Students have a choice of learning options from classroom to chavruta style learning:
Yeshiva students prepare for and review the shiur with their chavruta during a study session known as a seder. In contrast to conventional classroom learning, in which a teacher lectures to the student and the student repeats the information back in tests, chavruta-style learning challenges the student to analyze and explain the material, point out the errors in his partner's reasoning, and question and sharpen each other's ideas, often arriving at entirely new insights of the meaning of the text.

Accreditation
Mayanot Institute of Jewish Studies is an accredited institution of MASA, a joint project of the Jewish Agency and the government of Israel. The school advises students who wish to obtain credit for their courses at Mayanot  to consult with their school's admissions office to arrange the transfer of credits in advance.

Scholarship fund
One of the donors to the yeshiva is the Schottenstein family. They have donated to the men's dorms and the program in general. They are quoted as saying, [it was a] "thrill to support" Mayanot, and it was, for him, "a 'blue chip investment'".

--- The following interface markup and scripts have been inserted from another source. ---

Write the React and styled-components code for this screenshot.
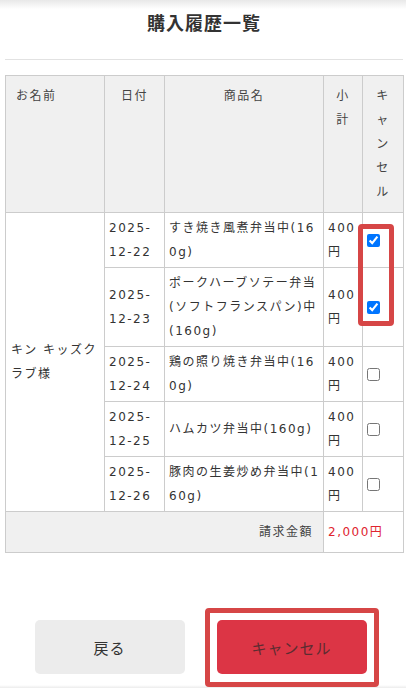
import styled, { createGlobalStyle } from 'styled-components';

const GlobalStyle = createGlobalStyle`
  * { box-sizing: border-box; }
  body {
    margin: 0;
    background: #fff;
    font-family: "DejaVu Sans", "Noto Sans CJK JP", sans-serif;
    color: #333;
  }
`;

const Page = styled.div`
  min-height: 688px;
  padding: 0 3px 0 5px;
  background:
    linear-gradient(to bottom, #e8e8e8 0, rgba(255, 255, 255, 0) 9px) top / 100% 9px no-repeat,
    linear-gradient(to top, #ececec 0, rgba(255, 255, 255, 0) 3px) bottom / 100% 3px no-repeat,
    #fff;
`;

const Header = styled.header`
  padding: 10px 0 25px;
  border-bottom: 1px solid #e2e2e2;
`;

const Title = styled.h1`
  margin: 0;
  font-family: "Noto Sans CJK JP", sans-serif;
  font-size: 18px;
  line-height: 24px;
  font-weight: 700;
  letter-spacing: 1px;
  text-align: center;
  color: #333;
`;

const Table = styled.table`
  width: 398px;
  margin-top: 15px;
  border-collapse: collapse;
  table-layout: fixed;
  font-size: 12px;
  line-height: 24px;
  letter-spacing: 1.5px;
  word-break: break-all;
`;

const Th = styled.th`
  padding: 8px 10px;
  background: #f0f0f0;
  border: 1px solid #ccc;
  font-weight: 400;
  color: #444;
  vertical-align: top;
  text-align: ${(p) => p.$align || 'center'};
`;

const Td = styled.td`
  position: relative;
  padding: 3px ${(p) => p.$padR ?? 4}px 3px ${(p) => p.$padL ?? 4}px;
  border: 1px solid #ccc;
  vertical-align: middle;
  color: #333;
`;

const DateCell = styled(Td)`
  word-break: normal;
`;

const TotalLabel = styled.td`
  padding: 8px 10px;
  border: 1px solid #ccc;
  background: #f0f0f0;
  text-align: right;
  color: #444;
`;

const TotalAmount = styled.td`
  padding: 8px 4px;
  border: 1px solid #ccc;
  color: #e0242f;
  white-space: nowrap;
`;

const Check = styled.input.attrs({ type: 'checkbox' })`
  display: block;
  width: 13px;
  height: 13px;
  margin: 0;
`;

const Highlight = styled.span`
  position: absolute;
  left: ${(p) => p.$left}px;
  top: ${(p) => p.$top}px;
  width: ${(p) => p.$w}px;
  height: ${(p) => p.$h}px;
  border: 5px solid #d64646;
  border-radius: 4px;
  pointer-events: none;
`;

const Actions = styled.div`
  display: flex;
  justify-content: center;
  gap: 32px;
  margin-top: 67px;
  padding-right: 7px;
`;

const ButtonWrap = styled.div`
  position: relative;
`;

const Button = styled.button`
  width: 150px;
  height: 54px;
  border: none;
  border-radius: 5px;
  font-family: "Noto Sans CJK JP", sans-serif;
  font-size: 15px;
  letter-spacing: 1px;
  background: ${(p) => (p.$danger ? '#dc3545' : '#ececec')};
  color: ${(p) => (p.$danger ? '#5c2c31' : '#333')};
  cursor: pointer;
`;

const rows = [
  { date: '2025-12-22', name: 'すき焼き風煮弁当中(160g)', checked: true },
  { date: '2025-12-23', name: 'ポークハーブソテー弁当(ソフトフランスパン)中(160g)', checked: true },
  { date: '2025-12-24', name: '鶏の照り焼き弁当中(160g)', checked: false },
  { date: '2025-12-25', name: 'ハムカツ弁当中(160g)', checked: false },
  { date: '2025-12-26', name: '豚肉の生姜炒め弁当中(160g)', checked: false },
];

const splitDate = (d) => {
  const [y, ...rest] = d.split('-');
  return (
    <>
      {y}-<wbr />
      {rest.join('-')}
    </>
  );
};

export default function App() {
  return (
    <>
      <GlobalStyle />
      <Page>
        <Header>
          <Title>購入履歴一覧</Title>
        </Header>

        <Table>
          <colgroup>
            <col style={{ width: 99 }} />
            <col style={{ width: 60 }} />
            <col style={{ width: 159 }} />
            <col style={{ width: 39 }} />
            <col style={{ width: 41 }} />
          </colgroup>
          <thead>
            <tr>
              <Th $align="left">お名前</Th>
              <Th>日付</Th>
              <Th>商品名</Th>
              <Th>小計</Th>
              <Th>キャンセル</Th>
            </tr>
          </thead>
          <tbody>
            {rows.map((r, i) => (
              <tr key={r.date}>
                {i === 0 && (
                  <Td rowSpan={rows.length} $padL={5} $padR={5}>
                    キン キッズクラブ様
                  </Td>
                )}
                <DateCell>{splitDate(r.date)}</DateCell>
                <Td $padR={2}>{r.name}</Td>
                <Td>400円</Td>
                <Td>
                  <Check defaultChecked={r.checked} />
                  {i === 0 && <Highlight $left={-5} $top={11} $w={36} $h={102} />}
                </Td>
              </tr>
            ))}
            <tr>
              <TotalLabel colSpan={3}>請求金額</TotalLabel>
              <TotalAmount colSpan={2}>2,000円</TotalAmount>
            </tr>
          </tbody>
        </Table>

        <Actions>
          <ButtonWrap>
            <Button>戻る</Button>
          </ButtonWrap>
          <ButtonWrap>
            <Button $danger>キャンセル</Button>
            <Highlight $left={-12} $top={-12} $w={174} $h={79} />
          </ButtonWrap>
        </Actions>
      </Page>
    </>
  );
}
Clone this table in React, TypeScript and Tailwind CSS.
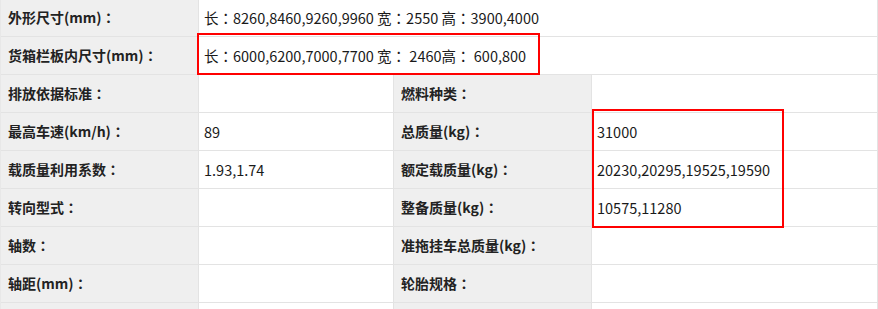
const font = '"Noto Sans CJK SC", "Noto Sans", sans-serif';
const colonFont = '"Noto Sans CJK TC", "Noto Sans CJK SC", sans-serif';

interface Cell {
  label: string;
  value?: string;
}

const wideRows: Cell[] = [
  { label: "外形尺寸(mm)：", value: "长：8260,8460,9260,9960 宽：2550 高：3900,4000" },
  { label: "货箱栏板内尺寸(mm)：", value: "长：6000,6200,7000,7700 宽： 2460高： 600,800" },
];

const pairRows: [Cell, Cell][] = [
  [{ label: "排放依据标准：" }, { label: "燃料种类：" }],
  [{ label: "最高车速(km/h)：", value: "89" }, { label: "总质量(kg)：", value: "31000" }],
  [
    { label: "载质量利用系数：", value: "1.93,1.74" },
    { label: "额定载质量(kg)：", value: "20230,20295,19525,19590" },
  ],
  [{ label: "转向型式：" }, { label: "整备质量(kg)：", value: "10575,11280" }],
  [{ label: "轴数：" }, { label: "准拖挂车总质量(kg)：" }],
  [{ label: "轴距(mm)：" }, { label: "轮胎规格：" }],
  [{ label: "" }, { label: "" }],
];

// full-width colon centred in its cell, like the original page font
function withColons(text: string) {
  return text.split(/(：)/).map((part, i) =>
    part === "：" ? (
      <span key={i} style={{ fontFamily: colonFont }}>
        ：
      </span>
    ) : (
      <span key={i}>{part}</span>
    )
  );
}

function Label({ text }: { text: string }) {
  return (
    <div className="flex items-center whitespace-pre bg-[#efefef] border-r border-[#e3e3e3] pl-[7px] text-[14px] font-bold text-[#222]">
      {withColons(text)}
    </div>
  );
}

function Value({ text }: { text?: string }) {
  return (
    <div className="flex items-center whitespace-pre border-r border-[#e3e3e3] pl-[5px] text-[14.5px] text-[#1a1a1a]">
      {text ? withColons(text) : null}
    </div>
  );
}

export default function App() {
  return (
    <div className="relative h-[309px] w-[878px] overflow-hidden bg-white" style={{ fontFamily: font }}>
      <div className="mt-[-1px] border-l border-[#e8e8e8]">
        {wideRows.map((row) => (
          <div
            key={row.label}
            className="grid h-[38px] grid-cols-[198px_1fr] border-b border-[#e3e3e3]"
          >
            <Label text={row.label} />
            <Value text={row.value} />
          </div>
        ))}
        {pairRows.map((row, i) => (
          <div
            key={i}
            className="grid h-[38px] grid-cols-[198px_195px_198px_1fr] border-b border-[#e3e3e3]"
          >
            <Label text={row[0].label} />
            <Value text={row[0].value} />
            <Label text={row[1].label} />
            <Value text={row[1].value} />
          </div>
        ))}
      </div>

      {/* red annotation boxes */}
      <div className="pointer-events-none absolute left-[197px] top-[33px] h-[42px] w-[343px] border-2 border-[#ff0000]" />
      <div className="pointer-events-none absolute left-[592px] top-[109px] h-[119px] w-[192px] border-2 border-[#ff0000]" />
    </div>
  );
}
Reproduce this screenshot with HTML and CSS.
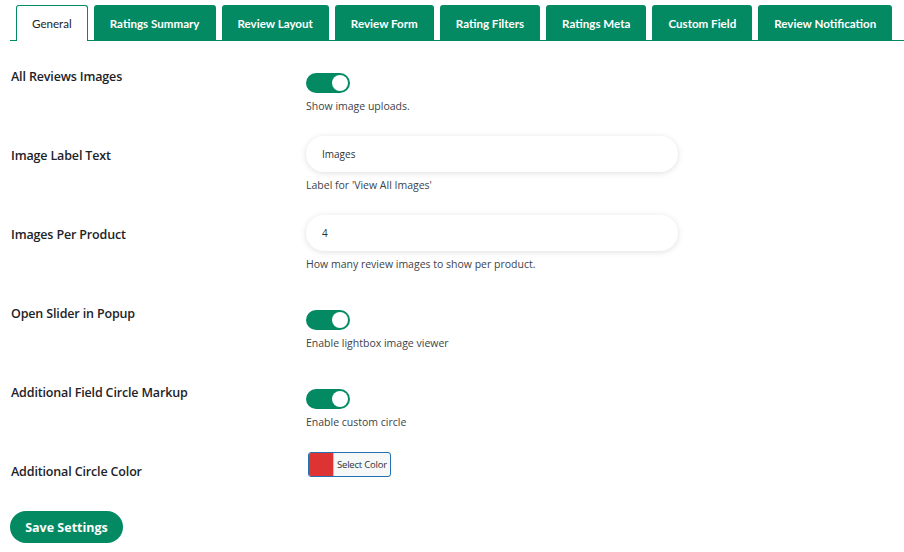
FILE: index.html
```html
<!DOCTYPE html>
<html>
<head>
<meta charset="utf-8">
<link rel="stylesheet" href="styles.css">
</head>
<body>
<nav class="tabs">
  <a class="tab active">General</a>
  <a class="tab">Ratings Summary</a>
  <a class="tab">Review Layout</a>
  <a class="tab">Review Form</a>
  <a class="tab">Rating Filters</a>
  <a class="tab">Ratings Meta</a>
  <a class="tab">Custom Field</a>
  <a class="tab">Review Notification</a>
</nav>
<form class="settings">
  <div class="row">
    <div class="label">All Reviews Images</div>
    <div class="control">
      <span class="toggle"><span class="knob"></span></span>
      <p class="desc">Show image uploads.</p>
    </div>
  </div>
  <div class="row">
    <div class="label">Image Label Text</div>
    <div class="control">
      <div class="input">Images</div>
      <p class="desc">Label for 'View All Images'</p>
    </div>
  </div>
  <div class="row">
    <div class="label">Images Per Product</div>
    <div class="control">
      <div class="input">4</div>
      <p class="desc">How many review images to show per product.</p>
    </div>
  </div>
  <div class="row">
    <div class="label">Open Slider in Popup</div>
    <div class="control">
      <span class="toggle"><span class="knob"></span></span>
      <p class="desc">Enable lightbox image viewer</p>
    </div>
  </div>
  <div class="row">
    <div class="label">Additional Field Circle Markup</div>
    <div class="control">
      <span class="toggle"><span class="knob"></span></span>
      <p class="desc">Enable custom circle</p>
    </div>
  </div>
  <div class="row">
    <div class="label">Additional Circle Color</div>
    <div class="control">
      <span class="color-btn"><span class="swatch"></span><span class="color-text">Select Color</span></span>
    </div>
  </div>
  <button type="button" class="save">Save Settings</button>
</form>
</body>
</html>
```
FILE: styles.css
```css
* { box-sizing: border-box; }
body {
  margin: 0;
  background: #fff;
  font-family: "Open Sans", "Noto Sans", sans-serif;
  color: #1d2327;
}
.tabs {
  display: flex;
  margin-left: 10px;
  padding: 5px 0 0 6px;
  border-bottom: 1px solid #038a63;
  height: 41px;
}
.tab {
  display: block;
  flex: none;
  height: 35px;
  line-height: 37px;
  padding: 0 16px;
  margin-right: 6px;
  background: #038a63;
  color: #fff;
  font-family: Lato, "Open Sans", sans-serif;
  font-size: 11.6px;
  font-weight: 700;
  border-radius: 3px 3px 0 0;
  white-space: nowrap;
}
.tab.active {
  background: #fff;
  color: #1d2327;
  font-weight: 400;
  border: 1px solid #038a63;
  border-bottom: none;
  height: 36px;
  line-height: 36px;
  padding: 0 15px;
}
.settings {
  padding: 5px 0 0 11px;
}
.row {
  display: flex;
  align-items: flex-start;
  padding: 11px 0;
}
.label {
  width: 295px;
  flex: none;
  padding-top: 10px;
  font-size: 12.5px;
  line-height: 19px;
  font-weight: 600;
  color: #1d2327;
  letter-spacing: -0.15px;
}
.control {
  display: flex;
  flex-direction: column;
  align-items: flex-start;
}
.toggle {
  position: relative;
  display: block;
  width: 44px;
  height: 20px;
  margin-top: 16px;
  border-radius: 10px;
  background: #038a63;
}
.knob {
  position: absolute;
  right: 2px;
  top: 2px;
  width: 16px;
  height: 16px;
  border-radius: 50%;
  background: #fff;
}
.desc {
  margin: 6px 0 0;
  font-size: 10.5px;
  line-height: 15px;
  color: #3c434a;
}
.input {
  width: 372px;
  height: 36px;
  border-radius: 18px;
  background: #fff;
  box-shadow: 0 1px 6px rgba(0, 0, 0, 0.13);
  padding: 0 16px;
  font-size: 10px;
  line-height: 36px;
  color: #2c3338;
}
.color-btn {
  display: flex;
  margin-left: 2px;
  width: 83px;
  height: 25px;
  border: 1px solid #2271b1;
  border-radius: 3px;
  background: #f6f7f7;
  overflow: hidden;
}
.swatch {
  width: 25px;
  background: #dd3333;
  border-right: 1px solid #c3c4c7;
}
.color-text {
  flex: 1;
  text-align: center;
  font-size: 9.5px;
  line-height: 23px;
  color: #2c3338;
  letter-spacing: -0.2px;
}
.save {
  display: block;
  margin: 19px 0 0 -1px;
  width: 113px;
  height: 32px;
  border: none;
  border-radius: 16px;
  background: #038a63;
  color: #fff;
  font-family: "Open Sans", "Noto Sans", sans-serif;
  font-size: 12.5px;
  font-weight: 700;
  padding: 0;
}
```
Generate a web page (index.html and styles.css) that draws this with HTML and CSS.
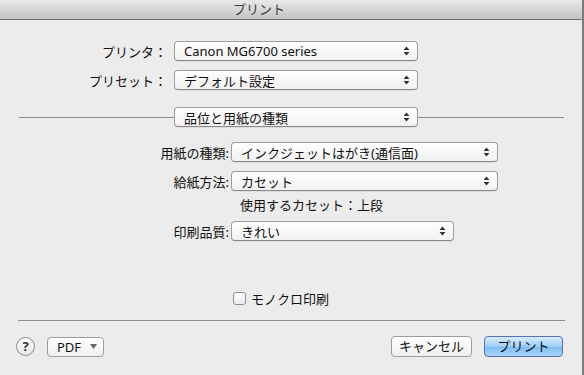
FILE: index.html
```html
<!DOCTYPE html>
<html lang="ja">
<head>
  <meta charset="UTF-8">
  <title>プリント</title>
  <link rel="stylesheet" href="styles.css">
</head>
<body>

<div class="window">
  <div class="titlebar">プリント</div>

  <div class="content">
    <div class="row top-row">
      <span class="label wide">プリンタ：</span>
      <div class="popup w243">
        <span>Canon MG6700 series</span>
        <svg class="arrows" width="7" height="10" viewBox="0 0 7 10"><path d="M3.5 0.5 L6.5 4 L0.5 4 Z M0.5 6 L6.5 6 L3.5 9.5 Z" fill="#333"/></svg>
      </div>
    </div>

    <div class="row top-row">
      <span class="label wide">プリセット：</span>
      <div class="popup w243">
        <span>デフォルト設定</span>
        <svg class="arrows" width="7" height="10" viewBox="0 0 7 10"><path d="M3.5 0.5 L6.5 4 L0.5 4 Z M0.5 6 L6.5 6 L3.5 9.5 Z" fill="#333"/></svg>
      </div>
    </div>

    <div class="section-row">
      <div class="rule left-rule"></div>
      <div class="popup w243">
        <span>品位と用紙の種類</span>
        <svg class="arrows" width="7" height="10" viewBox="0 0 7 10"><path d="M3.5 0.5 L6.5 4 L0.5 4 Z M0.5 6 L6.5 6 L3.5 9.5 Z" fill="#333"/></svg>
      </div>
      <div class="rule right-rule"></div>
    </div>

    <div class="row sub-row first">
      <span class="label narrow">用紙の種類:</span>
      <div class="popup w266">
        <span>インクジェットはがき(通信面)</span>
        <svg class="arrows" width="7" height="10" viewBox="0 0 7 10"><path d="M3.5 0.5 L6.5 4 L0.5 4 Z M0.5 6 L6.5 6 L3.5 9.5 Z" fill="#333"/></svg>
      </div>
    </div>

    <div class="row sub-row">
      <span class="label narrow">給紙方法:</span>
      <div class="popup w266">
        <span>カセット</span>
        <svg class="arrows" width="7" height="10" viewBox="0 0 7 10"><path d="M3.5 0.5 L6.5 4 L0.5 4 Z M0.5 6 L6.5 6 L3.5 9.5 Z" fill="#333"/></svg>
      </div>
    </div>

    <div class="note">使用するカセット：上段</div>

    <div class="row sub-row after-note">
      <span class="label narrow">印刷品質:</span>
      <div class="popup w222">
        <span>きれい</span>
        <svg class="arrows" width="7" height="10" viewBox="0 0 7 10"><path d="M3.5 0.5 L6.5 4 L0.5 4 Z M0.5 6 L6.5 6 L3.5 9.5 Z" fill="#333"/></svg>
      </div>
    </div>

    <label class="check">
      <span class="box"></span>
      <span>モノクロ印刷</span>
    </label>

    <div class="rule bottom-rule"></div>

    <div class="footer">
      <div class="help">?</div>
      <div class="pdf">
        <span>PDF</span>
        <svg width="7" height="5" viewBox="0 0 7 5"><path d="M0 0 L7 0 L3.5 5 Z" fill="#666"/></svg>
      </div>
      <div class="spacer"></div>
      <div class="btn">キャンセル</div>
      <div class="btn primary">プリント</div>
    </div>
  </div>
</div>

</body>
</html>
```

FILE: styles.css
```css
body {
  margin: 0;
  background-color: #ececec;
  font-family: "Noto Sans", "Noto Sans CJK JP", sans-serif;
  font-size: 13px;
  color: #111;
}
.window {
  width: 582px;
  height: 375px;
  border-right: 2px solid #7c7c7c;
  background-color: #ececec;
}
.titlebar {
  height: 19px;
  line-height: 19px;
  padding-right: 64px;
  text-align: center;
  font-size: 13px;
  color: #3a3a3a;
  background: linear-gradient(#e9e9e9, #c4c4c4);
  border-bottom: 1px solid #6e6e6e;
}
.content {
  display: flex;
  flex-direction: column;
}
.row {
  display: flex;
  align-items: center;
  height: 20px;
}
.top-row {
  margin-top: 9px;
}
.top-row:first-child {
  margin-top: 21px;
}
.label {
  text-align: right;
  white-space: nowrap;
}
.label.wide {
  width: 167px;
  margin-right: 7px;
}
.label.narrow {
  width: 229px;
  margin-right: 2px;
}
.popup {
  box-sizing: border-box;
  height: 20px;
  display: flex;
  align-items: center;
  justify-content: space-between;
  padding: 0 7px 0 9px;
  background: linear-gradient(#ffffff, #f1f1f1);
  border: 1px solid #9d9d9d;
  border-bottom-color: #888;
  border-radius: 4px;
  box-shadow: 0 1px 0 rgba(0, 0, 0, 0.06);
  white-space: nowrap;
}
.w243 { width: 244px; }
.w266 { width: 267px; }
.w222 { width: 223px; }
.section-row {
  display: flex;
  align-items: center;
  margin-top: 17px;
  height: 20px;
}
.rule {
  height: 1px;
  background-color: #8e8e8e;
}
.left-rule {
  width: 155px;
  margin-left: 19px;
}
.right-rule {
  width: 146px;
}
.sub-row {
  margin-top: 9px;
}
.sub-row.first {
  margin-top: 15px;
}
.note {
  height: 20px;
  line-height: 20px;
  margin-top: 4px;
  padding-left: 240px;
}
.sub-row.after-note {
  margin-top: 6px;
}
.check {
  display: flex;
  align-items: center;
  gap: 5px;
  margin-top: 49px;
  padding-left: 233px;
  height: 16px;
}
.box {
  box-sizing: border-box;
  width: 13px;
  height: 13px;
  border: 1px solid #8f8f8f;
  border-radius: 3px;
  background: linear-gradient(#ffffff, #ececec);
}
.bottom-rule {
  width: 547px;
  margin-left: 18px;
  margin-top: 14px;
}
.footer {
  display: flex;
  align-items: center;
  margin-top: 15px;
  padding: 0 19px 0 16px;
  height: 21px;
}
.help {
  box-sizing: border-box;
  width: 19px;
  height: 19px;
  border-radius: 50%;
  border: 1px solid #8a8a8a;
  background: linear-gradient(#ffffff, #e6e6e6);
  text-align: center;
  line-height: 17px;
  font-weight: bold;
  font-size: 13px;
  color: #333;
}
.pdf {
  box-sizing: border-box;
  display: flex;
  align-items: center;
  justify-content: space-between;
  width: 57px;
  height: 20px;
  margin-left: 12px;
  padding: 0 6px 0 9px;
  border: 1px solid #9d9d9d;
  border-radius: 4px;
  background: linear-gradient(#ffffff, #f0f0f0);
}
.spacer {
  flex: 1;
}
.btn {
  box-sizing: border-box;
  height: 21px;
  line-height: 19px;
  width: 81px;
  text-align: center;
  border: 1px solid #9d9d9d;
  border-radius: 4px;
  background: linear-gradient(#ffffff, #efefef);
}
.btn.primary {
  width: 79px;
  margin-left: 12px;
  border-color: #5a6fb0;
  background: linear-gradient(#d8ecfd, #9dcdf6 50%, #7bbcf2 51%, #a9d6fb);
}
```
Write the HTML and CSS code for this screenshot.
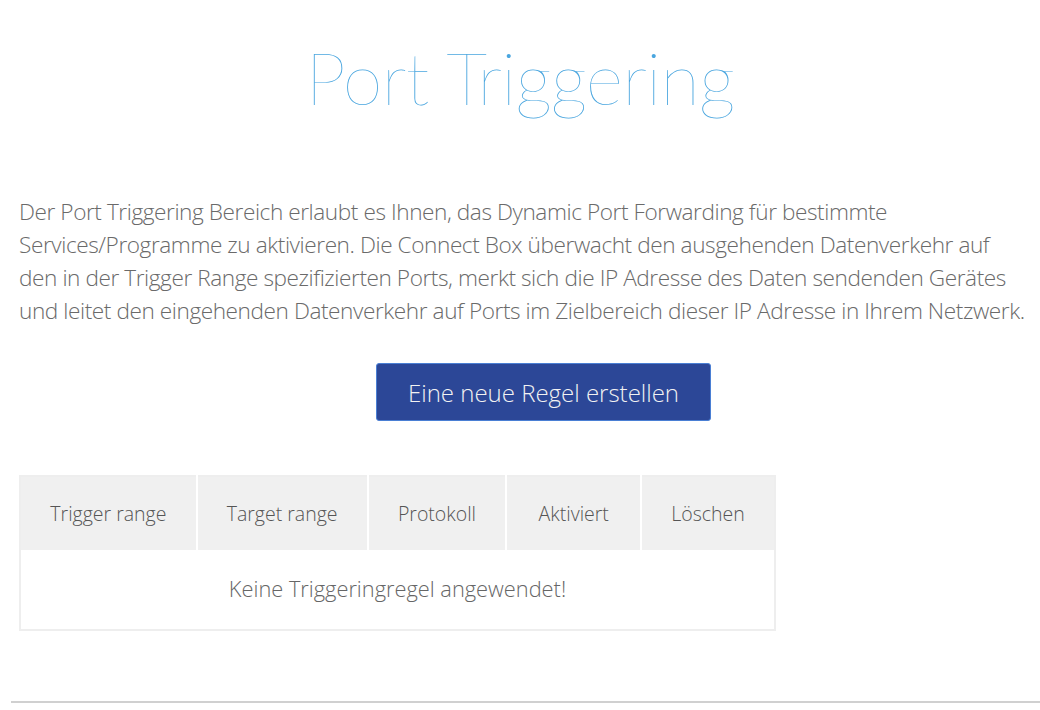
FILE: index.html
```html
<!DOCTYPE html>
<html lang="de">
<head>
<meta charset="utf-8">
<title>Port Triggering</title>
<link rel="stylesheet" href="styles.css">
</head>
<body>
<main class="page">
  <h1 class="title">Port Triggering</h1>
  <p class="intro">Der Port Triggering Bereich erlaubt es Ihnen, das Dynamic Port Forwarding für bestimmte Services/Programme zu aktivieren. Die Connect Box überwacht den ausgehenden Datenverkehr auf den in der Trigger Range spezifizierten Ports, merkt sich die IP Adresse des Daten sendenden Gerätes und leitet den eingehenden Datenverkehr auf Ports im Zielbereich dieser IP Adresse in Ihrem Netzwerk.</p>
  <div class="actions">
    <button class="btn-primary" type="button">Eine neue Regel erstellen</button>
  </div>
  <table class="rules">
    <thead>
      <tr>
        <th class="c1">Trigger range</th>
        <th class="c2">Target range</th>
        <th class="c3">Protokoll</th>
        <th class="c4">Aktiviert</th>
        <th class="c5">Löschen</th>
      </tr>
    </thead>
    <tbody>
      <tr>
        <td colspan="5" class="empty">Keine Triggeringregel angewendet!</td>
      </tr>
    </tbody>
  </table>
</main>
<hr class="divider">
</body>
</html>
```

FILE: styles.css
```css
html, body {
  margin: 0;
  padding: 0;
  background: #fff;
}
body {
  font-family: "Open Sans", "Liberation Sans", sans-serif;
  font-weight: 300;
  color: #666;
}
.page {
  padding: 0 0 0 19px;
}
.title {
  margin: 0 0 0 -19px;
  padding-top: 27px;
  height: 140px;
  box-sizing: border-box;
  text-align: center;
  font-family: "Lato", "Open Sans", sans-serif;
  font-weight: 200;
  font-size: 72px;
  line-height: 100px;
  color: #4aa6df;
  letter-spacing: -0.7px;
}
.intro {
  margin: 55px 10px 0 0;
  font-size: 22.6px;
  letter-spacing: -0.42px;
  line-height: 33px;
  color: #6a6a6a;
}
.actions {
  display: flex;
  margin-top: 36px;
}
.btn-primary {
  margin-left: 357px;
  width: 335px;
  height: 58px;
  background: #2c4797;
  border: 1px solid #4a7fd4;
  border-radius: 3px;
  color: #f2f2f2;
  font-family: inherit;
  font-weight: 300;
  font-size: 24px;
}
.rules {
  margin-top: 54px;
  border-collapse: collapse;
  width: 757px;
  border: 2px solid #eeeeee;
}
.rules th {
  background: #f0f0f0;
  height: 73px;
  font-weight: 300;
  font-size: 19.5px;
  color: #555;
  border-left: 2px solid #fff;
  padding: 0;
}
.rules th:first-child { border-left: none; }
.c1 { width: 177px; }
.c2 { width: 171px; }
.c3 { width: 138px; }
.c4 { width: 134px; }
.c5 { width: 133px; }
.empty {
  height: 77px;
  text-align: center;
  font-size: 21.8px;
  color: #666;
  padding: 0 0 2px;
}
.divider {
  margin: 70px 0 0 11px;
  border: none;
  border-top: 2px solid #d0d0d0;
  height: 0;
}
```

Ben Federman and David Schottenstein together with his wife Eda partnered on a joint philanthropic project to launch the Mayanot Institute of Jewish Studies Midwest Scholarship Fund. The Schottenstein family supports a number of key projects at Mayanot, including the "Saul’s Scholars" summer program scholarship, dedicated by  William and Thomas Schottenstein in the memory of  their late uncle, Saul Schottenstein.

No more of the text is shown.